Originally from Brazil, the sound researcher Pedro Oliveira has studied the Brazilian military police’s use of sound bombs, or stun grenades, against communities of color in Sao Paulo as a “material articulation of racialized sonic violence.”
He said a police siren in a white neighborhood can mean protection and in a non-white neighborhood can mean threat.
“Sirens and whistles function more as devices for crowd control and establishing social order,” Oliveira said. “[LRAD] performs similar functions, like organization and control, but the step ahead is that it is meant to hurt.”
This “step ahead” troubles Marisa Ewing-Moody, an audio engineer based in Washington.
After seeing the LRAD deployed at protests, she detailed its history and specs on Twitter. She especially takes issue with its designation as a non-violent form of crowd control.
“You can cause permanent damage to people that are exposed to this,” she said. “I wouldn’t say that’s non-violent.”
Ewing-Moody said that Genasys, the company that creates LRADs, brags about the LRAD reaching 30 decibels higher than typical vehicle PA systems.
“The context of 30 dB being the difference between those two points is astronomically huge,” she said.
A typical concert sits in the range of 85 to 88 decibels, she said.
LRADs are capable of almost doubling that.
Besides the implied hearing damage, Ewing-Moody said that our ears mediate other bodily functions such as balance.
“If you’re in a scenario where your ears are being damaged, that can cause dizziness and nausea because your body is getting confused by the way your inner ear is moving,” she said.
Besides these ramifications, Oliveira said sound is useful as a tool of social control because it is not just perceived by the ears, but by the whole body.
“It’s difficult to describe in physical terms what sound can do,” he said.
A siren’s warble, for example, is not intrinsically connected to fear, but given its use over time as a sound that often precedes violence, it causes a fear reaction.
Thompson gives another example: the roar of police helicopters flying overhead.
She and others chose to observe eight minutes of silence while lying in the street in downtown Phoenix, Arizona, a solemn tribute to the length of time during which Minneapolis police officers killed Floyd.

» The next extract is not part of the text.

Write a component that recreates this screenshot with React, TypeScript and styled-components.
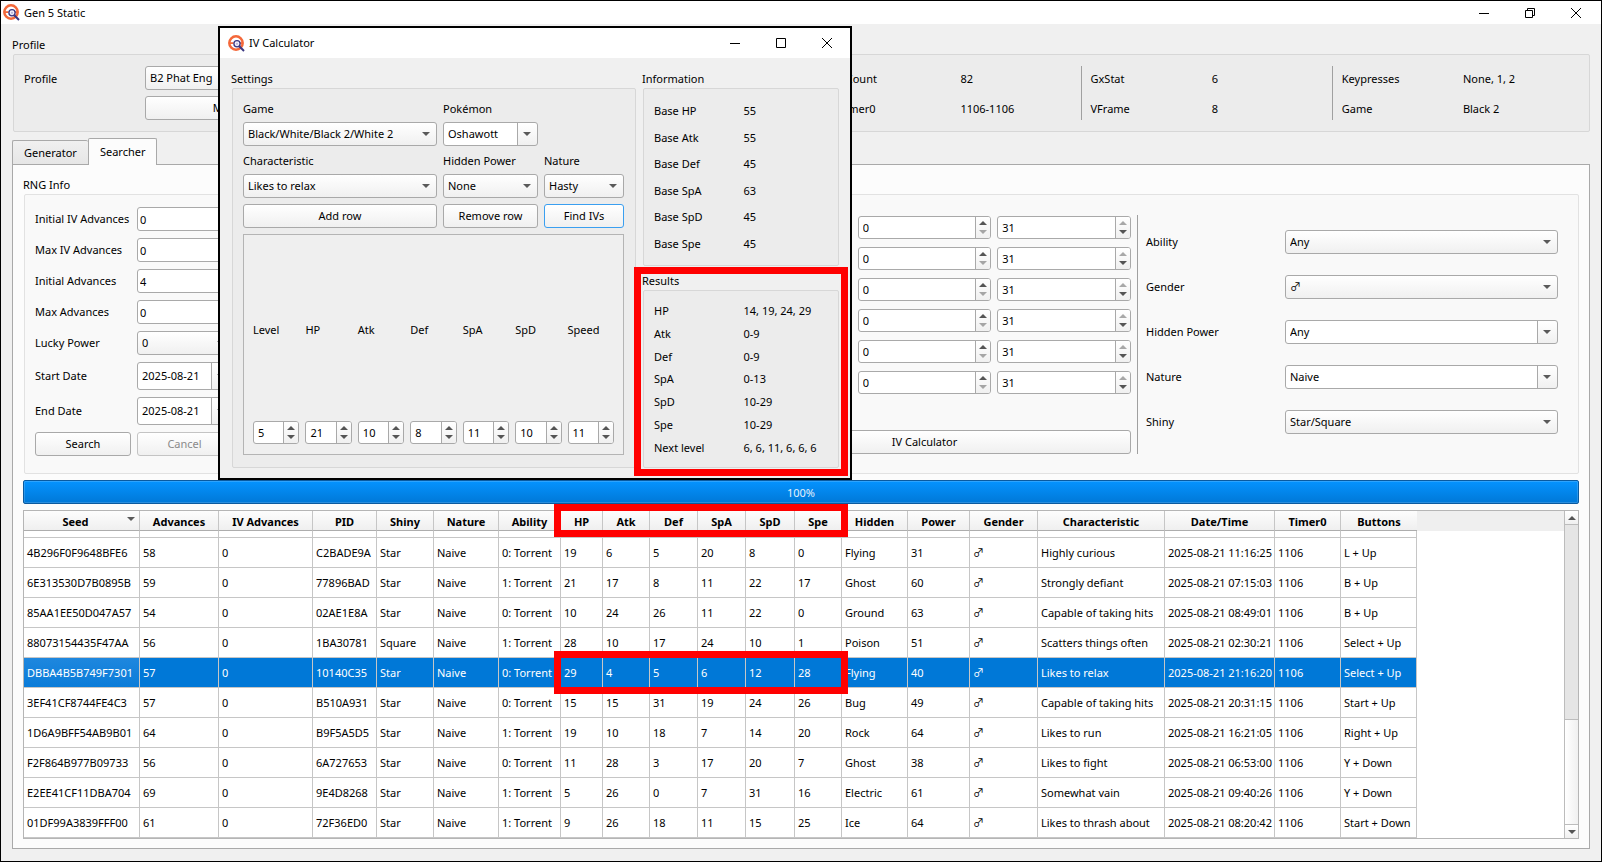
import React, { useId } from 'react';
import styled, { createGlobalStyle, css } from 'styled-components';

const Global = createGlobalStyle`
  *, *::before, *::after { box-sizing: border-box; }
  html, body { margin: 0; }
  body, input, select, button, table {
    font-family: "Noto Sans", "Noto Sans CJK SC", sans-serif;
    font-size: 11px;
    line-height: 16px;
    color: #000;
  }
`;

const face = 'linear-gradient(#ffffff, #f0f0f0)';
const line = '#a9a9a9';

/* ---------- window chrome ---------- */

const Desktop = styled.div`
  position: relative;
  display: flex;
  flex-direction: column;
  min-height: 100vh;
  border: 1px solid #000;
  background: #f0f0f0;
`;

const TitleBar = styled.header<{ $tall?: boolean }>`
  display: flex;
  align-items: center;
  height: ${p => (p.$tall ? 30 : 23)}px;
  padding-left: ${p => (p.$tall ? 8 : 2)}px;
  padding-right: ${p => (p.$tall ? 3 : 5)}px;
  background: #fff;
`;

const WindowTitle = styled.h1`
  flex: 1;
  margin: 0;
  padding-left: 4px;
  font-size: 11px;
  font-weight: 400;
  line-height: 16px;
`;

const ChromeButton = styled.button`
  display: flex;
  align-items: center;
  justify-content: center;
  width: 40px;
  height: 20px;
  padding: 0;
  border: 0;
  background: none;

  & + & { margin-left: 6px; }
`;

const AppIcon = () => (
  <svg width="17" height="17" viewBox="0 0 17 17" aria-hidden="true">
    <circle cx="8" cy="8" r="6.7" fill="#fff" stroke="#f4683a" strokeWidth="2.5" />
    <path d="M2 7.2h3.5v1.8H2zM12 7.2h2.5v1.8H12z" fill="#f4683a" />
    <circle cx="9" cy="8.8" r="3.1" fill="#f1effa" stroke="#3a3680" strokeWidth="1.3" />
    <circle cx="9" cy="8.8" r="1.1" fill="#b9b6dc" />
    <path d="M11.3 11.3 16 16" stroke="#3a3680" strokeWidth="2" />
  </svg>
);

const ChromeButtons = ({ restored }: { restored?: boolean }) => (
  <>
    <ChromeButton aria-label="Minimize">
      <svg width="10" height="10" stroke="#000" fill="none"><path d="M0 5.5h10" /></svg>
    </ChromeButton>
    <ChromeButton aria-label={restored ? 'Maximize' : 'Restore'}>
      <svg width="10" height="10" stroke="#000" fill="none">
        {restored ? <path d="M.5.5h9v9h-9z" /> : <path d="M.5 2.5h7v7h-7zM2.5 2.5v-2h7v7h-2" />}
      </svg>
    </ChromeButton>
    <ChromeButton aria-label="Close">
      <svg width="10" height="10" stroke="#000" fill="none"><path d="M0 0l10 10M10 0L0 10" /></svg>
    </ChromeButton>
  </>
);

/* ---------- group box ---------- */

const Group = styled.section<{ $grow?: boolean }>`
  display: flex;
  flex-direction: column;
  min-width: 0;
  ${p => p.$grow && css`flex: 1;`}
`;

const GroupTitle = styled.h2`
  margin: 0 0 1px;
  font-size: 11px;
  font-weight: 400;
  line-height: 16px;
`;

const GroupBody = styled.div<{ $light?: boolean; $deep?: boolean }>`
  flex: 1;
  margin-left: 1px;
  padding: ${p => (p.$deep ? '12px 20px 17px 10px' : '11px 11px 11px 10px')};
  border: 1px solid ${p => (p.$light ? '#e2e2e2' : '#d7d7d7')};
  border-radius: 2px;
  background: ${p => (p.$light ? '#f9f9f9' : '#ececec')};
`;

/* ---------- controls ---------- */

const Button = styled.button<{ $focused?: boolean; $push?: boolean }>`
  height: 24px;
  padding: 0 6px;
  border: 1px solid ${p => (p.$focused ? '#3a9ff0' : line)};
  border-radius: 3px;
  background: ${face};
  white-space: nowrap;
  ${p => p.$push && css`margin-top: auto;`}

  &:disabled { color: #8a8a8a; border-color: #c4c4c4; }
`;

const SelectShell = styled.div<{ $editable?: boolean; $tall?: boolean }>`
  position: relative;
  height: ${p => (p.$tall ? 28 : 24)}px;
  border: 1px solid ${line};
  border-radius: 3px;
  background: ${p => (p.$editable ? `linear-gradient(${line}, ${line}) right 19px top / 1px 100% no-repeat, ${face} right / 19px 100% no-repeat, #fff` : face)};

  &::after {
    content: '';
    position: absolute;
    right: 6px;
    top: calc(50% - 2px);
    border: 4px solid transparent;
    border-top-color: #5a5a5a;
    border-bottom: 0;
    pointer-events: none;
  }
`;

const SelectField = styled.select`
  display: block;
  width: 100%;
  height: 100%;
  padding: 0 20px 0 4px;
  border: 0;
  background: none;
  appearance: none;
  outline: 0;
`;

const Select = ({ value, id, label, editable, tall }: {
  value: string; id?: string; label?: string; editable?: boolean; tall?: boolean;
}) => (
  <SelectShell $editable={editable} $tall={tall}>
    <SelectField id={id} aria-label={label} defaultValue={value}>
      <option>{value}</option>
    </SelectField>
  </SelectShell>
);

const TextField = styled.input`
  width: 100%;
  min-width: 0;
  height: 24px;
  padding: 0 2px;
  border: 1px solid ${line};
  border-radius: 3px;
  background: #fff;
  outline: 0;
`;

const SpinShell = styled.div`
  display: flex;
  height: 23px;
  min-width: 0;
  border: 1px solid ${line};
  border-radius: 3px;
  background: #fff;
  overflow: hidden;
`;

const SpinInput = styled.input`
  flex: 1;
  width: 0;
  min-width: 0;
  padding: 0 4px;
  border: 0;
  background: none;
  outline: 0;
  appearance: textfield;

  &::-webkit-inner-spin-button { appearance: none; }
`;

const SpinButtons = styled.div`
  display: flex;
  flex-direction: column;
  width: 15px;
  padding: 2px 0;
  border-left: 1px solid ${line};
  background: ${face};
`;

const SpinButton = styled.button<{ $down?: boolean }>`
  display: flex;
  flex: 1;
  align-items: center;
  justify-content: center;
  padding: 0;
  border: 0;
  background: none;

  &::before {
    content: '';
    border: 4px solid transparent;
    ${p => (p.$down ? css`border-top-color: #555; border-bottom: 0;` : css`border-bottom-color: #555; border-top: 0;`)}
  }

  &:disabled { opacity: 0.5; }
`;

const Spin = ({ value, label, atMin, atMax }: {
  value: number; label: string; atMin?: boolean; atMax?: boolean;
}) => (
  <SpinShell>
    <SpinInput type="number" aria-label={label} defaultValue={value} />
    <SpinButtons>
      <SpinButton aria-label={`${label} up`} disabled={atMax} />
      <SpinButton $down aria-label={`${label} down`} disabled={atMin} />
    </SpinButtons>
  </SpinShell>
);

/* ---------- main window ---------- */

const Main = styled.main`
  display: flex;
  flex: 1;
  flex-direction: column;
  padding: 13px 11px 12px;
`;

const ProfileRow = styled.div`
  display: grid;
  grid-template-columns: minmax(0, 13fr) repeat(3, minmax(0, 4fr));
  column-gap: 5px;
`;

const ProfilePicker = styled.div`
  display: grid;
  grid-template-columns: 115px 182px;
  grid-auto-rows: 24px;
  gap: 6px;
  align-items: center;

  ${Button} { grid-column: 2; }
  label { padding-top: 2px; }
`;

const ProfileFacts = styled.dl`
  display: grid;
  grid-template-columns: 1fr 1fr;
  grid-auto-rows: 24px;
  gap: 6px;
  align-items: center;
  margin: 0;
  padding-left: 9px;
  border-left: 1px solid #a0a0a0;

  dt, dd { margin: 0; padding-top: 2px; }
`;

const Tabs = styled.div`
  display: flex;
  align-items: flex-end;
  margin-top: 6px;
`;

const Tab = styled.button<{ $active?: boolean }>`
  position: relative;
  height: ${p => (p.$active ? 27 : 24)}px;
  margin-bottom: ${p => (p.$active ? -1 : 0)}px;
  padding: 0 11px;
  border: 1px solid ${line};
  border-bottom: 0;
  border-radius: 2px 2px 0 0;
  background: ${p => (p.$active ? '#fcfcfc' : 'linear-gradient(#f0f0f0, #e6e6e6)')};
  ${p => !p.$active && css`border-right: 0;`}
`;

const Pane = styled.div`
  display: flex;
  flex: 1;
  flex-direction: column;
  gap: 6px;
  padding: 12px 10px 9px;
  border: 1px solid ${line};
  background: #fcfcfc;
`;

const SearchRow = styled.div`
  display: grid;
  grid-template-columns: minmax(0, 677fr) minmax(0, 413fr) minmax(0, 421fr);
  column-gap: 6px;
`;

const RngForm = styled.form`
  display: grid;
  grid-template-columns: 96px 95px;
  gap: 7px 6px;
  align-items: center;
  white-space: nowrap;
`;

const IvColumn = styled.div`
  display: flex;
  flex-direction: column;
  margin: 8px 0 2px;
  padding-top: 1px;
`;

const IvRanges = styled.div`
  display: grid;
  grid-template-columns: 1fr 1fr 1fr;
  gap: 8px 6px;
`;

const IvPair = styled.div`
  display: grid;
  grid-column: 2 / span 2;
  grid-template-columns: 1fr 1fr;
  gap: 6px;
`;

const FilterColumn = styled.div`
  display: flex;
  flex-direction: column;
  gap: 21px;
  margin: 8px 0 2px;
  padding: 15px 0 0 8px;
  border-left: 1px solid #a0a0a0;
`;

const FilterRow = styled.div`
  display: grid;
  grid-template-columns: minmax(0, 133fr) minmax(0, 273fr);
  gap: 6px;
  align-items: center;
`;

const ProgressBar = styled.div`
  display: flex;
  align-items: center;
  justify-content: center;
  height: 24px;
  padding-top: 2px;
  border: 1px solid #0a5a9f;
  border-radius: 2px;
  background: linear-gradient(#0593ff, #0078d7);
  box-shadow: inset 0 0 0 1px rgba(255, 255, 255, 0.16);
  color: #e6f1fb;
`;

/* ---------- results table ---------- */

const TableView = styled.div`
  display: flex;
  flex: 1;
  border: 1px solid #b5b5b5;
  background: #fff;
`;

const TableScroll = styled.div`
  flex: 1;
  min-width: 0;
  overflow: hidden;
  background: linear-gradient(#efefef, #efefef) top / 100% 20px no-repeat;
`;

const Table = styled.table`
  width: 1393px;
  table-layout: fixed;
  border-collapse: separate;
  border-spacing: 0;
  white-space: nowrap;
`;

const HeadCell = styled.th<{ $sorted?: boolean }>`
  position: relative;
  height: 20px;
  padding: 2px 0 0;
  border-right: 1px solid #c6c6c6;
  border-bottom: 1px solid #adadad;
  background: linear-gradient(#fdfdfd, #efefef);
  font-weight: 700;
  text-align: center;

  &:last-child { border-right: 0; }

  ${p => p.$sorted && css`
    padding-right: 12px;

    &::after {
      content: '';
      position: absolute;
      top: 6px;
      right: 4px;
      border: 4px solid transparent;
      border-top-color: #5a5a5a;
      border-bottom: 0;
    }
  `}
`;

const Row = styled.tr<{ $selected?: boolean }>`
  ${p => p.$selected && css`
    background: #0078d7;
    color: #fff;

    td:first-child { background: linear-gradient(#1e87de, #0a7cd9); }
  `}
`;

const Cell = styled.td<{ $clipped?: boolean }>`
  height: ${p => (p.$clipped ? 7 : 30)}px;
  padding: 0 0 0 3px;
  border-right: 1px solid #c6c6c6;
  border-bottom: 1px solid #c6c6c6;
`;

const ScrollBar = styled.div`
  display: flex;
  flex-direction: column;
  width: 14px;
  border-left: 1px solid #bcbcbc;
  background: #e5e5e5;
`;

const ScrollButton = styled.button<{ $down?: boolean }>`
  display: flex;
  align-items: center;
  justify-content: center;
  height: 14px;
  padding: 0;
  border: 0 solid #bcbcbc;
  border-width: ${p => (p.$down ? '1px 0 0' : '0 0 1px')};
  background: ${face};

  &::before {
    content: '';
    border: 4px solid transparent;
    ${p => (p.$down ? css`border-top-color: #555; border-bottom: 0;` : css`border-bottom-color: #555; border-top: 0;`)}
  }
`;

const ScrollThumb = styled.div`
  flex: 0 0 32%;
  margin-top: auto;
  border-top: 1px solid #bcbcbc;
  background: linear-gradient(90deg, #ffffff, #f0f0f0);
`;

const columns: [string, number][] = [
  ['Seed', 116], ['Advances', 79], ['IV Advances', 94], ['PID', 64], ['Shiny', 57],
  ['Nature', 65], ['Ability', 62], ['HP', 42], ['Atk', 47], ['Def', 48], ['SpA', 48],
  ['SpD', 49], ['Spe', 47], ['Hidden', 66], ['Power', 62], ['Gender', 68],
  ['Characteristic', 127], ['Date/Time', 110], ['Timer0', 66], ['Buttons', 76],
];

const rows = [
  '4B296F0F9648BFE6|58|0|C2BADE9A|Star|Naive|0: Torrent|19|6|5|20|8|0|Flying|31|♂|Highly curious|2025-08-21 11:16:25|1106|L + Up',
  '6E313530D7B0895B|59|0|77896BAD|Star|Naive|1: Torrent|21|17|8|11|22|17|Ghost|60|♂|Strongly defiant|2025-08-21 07:15:03|1106|B + Up',
  '85AA1EE50D047A57|54|0|02AE1E8A|Star|Naive|0: Torrent|10|24|26|11|22|0|Ground|63|♂|Capable of taking hits|2025-08-21 08:49:01|1106|B + Up',
  '88073154435F47AA|56|0|1BA30781|Square|Naive|1: Torrent|28|10|17|24|10|1|Poison|51|♂|Scatters things often|2025-08-21 02:30:21|1106|Select + Up',
  'DBBA4B5B749F7301|57|0|10140C35|Star|Naive|0: Torrent|29|4|5|6|12|28|Flying|40|♂|Likes to relax|2025-08-21 21:16:20|1106|Select + Up',
  '3EF41CF8744FE4C3|57|0|B510A931|Star|Naive|0: Torrent|15|15|31|19|24|26|Bug|49|♂|Capable of taking hits|2025-08-21 20:31:15|1106|Start + Up',
  '1D6A9BFF54AB9B01|64|0|B9F5A5D5|Star|Naive|1: Torrent|19|10|18|7|14|20|Rock|64|♂|Likes to run|2025-08-21 16:21:05|1106|Right + Up',
  'F2F864B977B09733|56|0|6A727653|Star|Naive|0: Torrent|11|28|3|17|20|7|Ghost|38|♂|Likes to fight|2025-08-21 06:53:00|1106|Y + Down',
  'E2EE41CF11DBA704|69|0|9E4D8268|Star|Naive|1: Torrent|5|26|0|7|31|16|Electric|61|♂|Somewhat vain|2025-08-21 09:40:26|1106|Y + Down',
  '01DF99A3839FFF00|61|0|72F36ED0|Star|Naive|1: Torrent|9|26|18|11|15|25|Ice|64|♂|Likes to thrash about|2025-08-21 08:20:42|1106|Start + Down',
].map(r => r.split('|'));

const SELECTED = 4;

/* ---------- IV calculator dialog ---------- */

const Dialog = styled.div`
  position: absolute;
  top: 25px;
  left: 217px;
  width: 634px;
  border: 2px solid #000;
  background: #f0f0f0;
`;

const DialogBody = styled.div`
  display: grid;
  grid-template-columns: 405px minmax(0, 1fr);
  gap: 6px;
  padding: 13px 11px 10px;
`;

const SettingsGrid = styled.div`
  display: grid;
  grid-template-columns: 194px 95px minmax(0, 1fr);
  gap: 6px;
`;

const FieldLabel = styled.label<{ $last?: boolean }>`
  height: 16px;
  padding-top: 1px;
  ${p => p.$last && css`grid-column: 2 / span 2;`}
`;

const StatFrame = styled.div`
  display: grid;
  grid-column: 1 / -1;
  grid-template-columns: repeat(7, minmax(0, 1fr));
  grid-template-rows: 1fr 23px;
  gap: 6px;
  align-items: center;
  height: 221px;
  padding: 9px 9px 10px;
  border: 1px solid #b4b4b4;
  background: #efefef;
`;

const SideColumn = styled.div`
  display: flex;
  flex-direction: column;
  gap: 7px;
`;

const StatList = styled.dl`
  display: grid;
  grid-template-columns: 1fr 1fr;
  grid-auto-rows: 1fr;
  gap: 6px;
  align-items: center;
  height: 154px;
  margin: 0;
  padding-top: 1px;
  white-space: nowrap;

  dd { margin: 0; }
`;

/* ---------- red annotation frames ---------- */

const Mark = styled.div<{ $top: number; $left: number; $width: number; $height: number }>`
  position: absolute;
  top: ${p => p.$top}px;
  left: ${p => p.$left}px;
  width: ${p => p.$width}px;
  height: ${p => p.$height}px;
  border: 7px solid #f00;
  pointer-events: none;
`;

const Facts = ({ items }: { items: [string, string][] }) => (
  <>
    {items.map(([k, v]) => (
      <React.Fragment key={k}>
        <dt>{k}</dt>
        <dd>{v}</dd>
      </React.Fragment>
    ))}
  </>
);

const Filter = ({ label, value, editable }: { label: string; value: string; editable?: boolean }) => {
  const id = useId();
  return (
    <FilterRow>
      <label htmlFor={id}>{label}</label>
      <Select id={id} value={value} editable={editable} />
    </FilterRow>
  );
};

const stats: [string, number][] = [
  ['Level', 5], ['HP', 21], ['Atk', 10], ['Def', 8], ['SpA', 11], ['SpD', 10], ['Speed', 11],
];

const IvCalculator = () => (
  <Dialog role="dialog" aria-label="IV Calculator">
    <TitleBar $tall>
      <AppIcon />
      <WindowTitle>IV Calculator</WindowTitle>
      <ChromeButtons restored />
    </TitleBar>
    <DialogBody>
      <Group>
        <GroupTitle>Settings</GroupTitle>
        <GroupBody>
          <SettingsGrid>
            <FieldLabel htmlFor="game">Game</FieldLabel>
            <FieldLabel htmlFor="pokemon" $last>Pokémon</FieldLabel>
            <Select id="game" value="Black/White/Black 2/White 2" />
            <Select id="pokemon" value="Oshawott" editable />
            <span />
            <FieldLabel htmlFor="characteristic">Characteristic</FieldLabel>
            <FieldLabel htmlFor="hidden-power">Hidden Power</FieldLabel>
            <FieldLabel htmlFor="nature">Nature</FieldLabel>
            <Select id="characteristic" value="Likes to relax" />
            <Select id="hidden-power" value="None" />
            <Select id="nature" value="Hasty" />
            <Button>Add row</Button>
            <Button>Remove row</Button>
            <Button $focused>Find IVs</Button>
            <StatFrame>
              {stats.map(([name]) => <span key={name}>{name}</span>)}
              {stats.map(([name, value]) => <Spin key={name} value={value} label={name} />)}
            </StatFrame>
          </SettingsGrid>
        </GroupBody>
      </Group>
      <SideColumn>
        <Group $grow>
          <GroupTitle>Information</GroupTitle>
          <GroupBody>
            <StatList>
              <Facts items={[['Base HP', '55'], ['Base Atk', '55'], ['Base Def', '45'], ['Base SpA', '63'], ['Base SpD', '45'], ['Base Spe', '45']]} />
            </StatList>
          </GroupBody>
        </Group>
        <Group $grow>
          <GroupTitle>Results</GroupTitle>
          <GroupBody>
            <StatList>
              <Facts items={[['HP', '14, 19, 24, 29'], ['Atk', '0-9'], ['Def', '0-9'], ['SpA', '0-13'], ['SpD', '10-29'], ['Spe', '10-29'], ['Next level', '6, 6, 11, 6, 6, 6']]} />
            </StatList>
          </GroupBody>
        </Group>
      </SideColumn>
    </DialogBody>
  </Dialog>
);

export default function App() {
  return (
    <Desktop>
      <Global />
      <TitleBar>
        <AppIcon />
        <WindowTitle>Gen 5 Static</WindowTitle>
        <ChromeButtons />
      </TitleBar>
      <Main>
        <Group>
          <GroupTitle>Profile</GroupTitle>
          <GroupBody>
            <ProfileRow>
              <ProfilePicker>
                <label htmlFor="profile">Profile</label>
                <Select id="profile" value="B2 Phat Eng" />
                <Button>Manager</Button>
              </ProfilePicker>
              <ProfileFacts><Facts items={[['VCount', '82'], ['Timer0', '1106-1106']]} /></ProfileFacts>
              <ProfileFacts><Facts items={[['GxStat', '6'], ['VFrame', '8']]} /></ProfileFacts>
              <ProfileFacts><Facts items={[['Keypresses', 'None, 1, 2'], ['Game', 'Black 2']]} /></ProfileFacts>
            </ProfileRow>
          </GroupBody>
        </Group>

        <Tabs role="tablist">
          <Tab role="tab">Generator</Tab>
          <Tab role="tab" aria-selected $active>Searcher</Tab>
        </Tabs>

        <Pane>
          <Group>
            <GroupTitle>RNG Info</GroupTitle>
            <GroupBody $light $deep>
              <SearchRow>
                <RngForm>
                  <label htmlFor="iv-init">Initial IV Advances</label>
                  <TextField id="iv-init" defaultValue="0" />
                  <label htmlFor="iv-max">Max IV Advances</label>
                  <TextField id="iv-max" defaultValue="0" />
                  <label htmlFor="adv-init">Initial Advances</label>
                  <TextField id="adv-init" defaultValue="4" />
                  <label htmlFor="adv-max">Max Advances</label>
                  <TextField id="adv-max" defaultValue="0" />
                  <label htmlFor="lucky">Lucky Power</label>
                  <Select id="lucky" value="0" />
                  <label htmlFor="start">Start Date</label>
                  <Select id="start" value="2025-08-21" editable tall />
                  <label htmlFor="end">End Date</label>
                  <Select id="end" value="2025-08-21" editable tall />
                  <Button type="button">Search</Button>
                  <Button type="button" disabled>Cancel</Button>
                </RngForm>
                <IvColumn>
                  <IvRanges>
                    {['HP', 'Atk', 'Def', 'SpA', 'SpD', 'Spe'].map(s => (
                      <IvPair key={s}>
                        <Spin value={0} label={`${s} minimum`} atMin />
                        <Spin value={31} label={`${s} maximum`} atMax />
                      </IvPair>
                    ))}
                  </IvRanges>
                  <Button $push>IV Calculator</Button>
                </IvColumn>
                <FilterColumn>
                  <Filter label="Ability" value="Any" />
                  <Filter label="Gender" value="♂" />
                  <Filter label="Hidden Power" value="Any" editable />
                  <Filter label="Nature" value="Naive" editable />
                  <Filter label="Shiny" value="Star/Square" />
                </FilterColumn>
              </SearchRow>
            </GroupBody>
          </Group>

          <ProgressBar role="progressbar" aria-valuenow={100}>100%</ProgressBar>

          <TableView>
            <TableScroll>
              <Table>
                <colgroup>
                  {columns.map(([name, width]) => <col key={name} width={width} />)}
                </colgroup>
                <thead>
                  <tr>{columns.map(([name], i) => <HeadCell key={name} $sorted={i === 0}>{name}</HeadCell>)}</tr>
                </thead>
                <tbody>
                  <Row>{columns.map(([name]) => <Cell key={name} $clipped />)}</Row>
                  {rows.map((cells, r) => (
                    <Row key={cells[0]} $selected={r === SELECTED}>
                      {cells.map((text, i) => <Cell key={i}>{text}</Cell>)}
                    </Row>
                  ))}
                </tbody>
              </Table>
            </TableScroll>
            <ScrollBar>
              <ScrollButton aria-label="Scroll up" />
              <ScrollThumb />
              <ScrollButton $down aria-label="Scroll down" />
            </ScrollBar>
          </TableView>
        </Pane>
      </Main>

      <IvCalculator />

      <Mark $top={266} $left={633} $width={214} $height={209} />
      <Mark $top={503} $left={553} $width={294} $height={33} />
      <Mark $top={650} $left={553} $width={294} $height={43} />
    </Desktop>
  );
}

“It was a beautiful sight, but that silence wasn’t actually silent,” she said, as police helicopters overhead filled their ears, while police in riot gear marshalled nearby.
“We [were] outside in the middle of our city, but it was claustrophobic and terrifying lying there listening to police hover above us and close in around us,” she said.
James Parker, a senior lecturer at Melbourne Law School, said examples like Thompson’s show that the weaponization of sound is problematic beyond just the possible physical harm to our ears.
“[It’s] a context in which we understand a protester as the aggressor who needs to be managed en masse,” he said, despite the fact that “time and time and time again, we see that it’s police action which produces the violence [or] antagonism that they claim to be policing.
“I think the LRAD gets an undue amount of attention in some ways,” Parker said. “The thing about the LRAD is that it asserts a physical force over you. You’re literally compelled to run away. That’s a very new, strange thing in some ways, but it’s much more continuous with a siren or a whistle than it is with a gun.”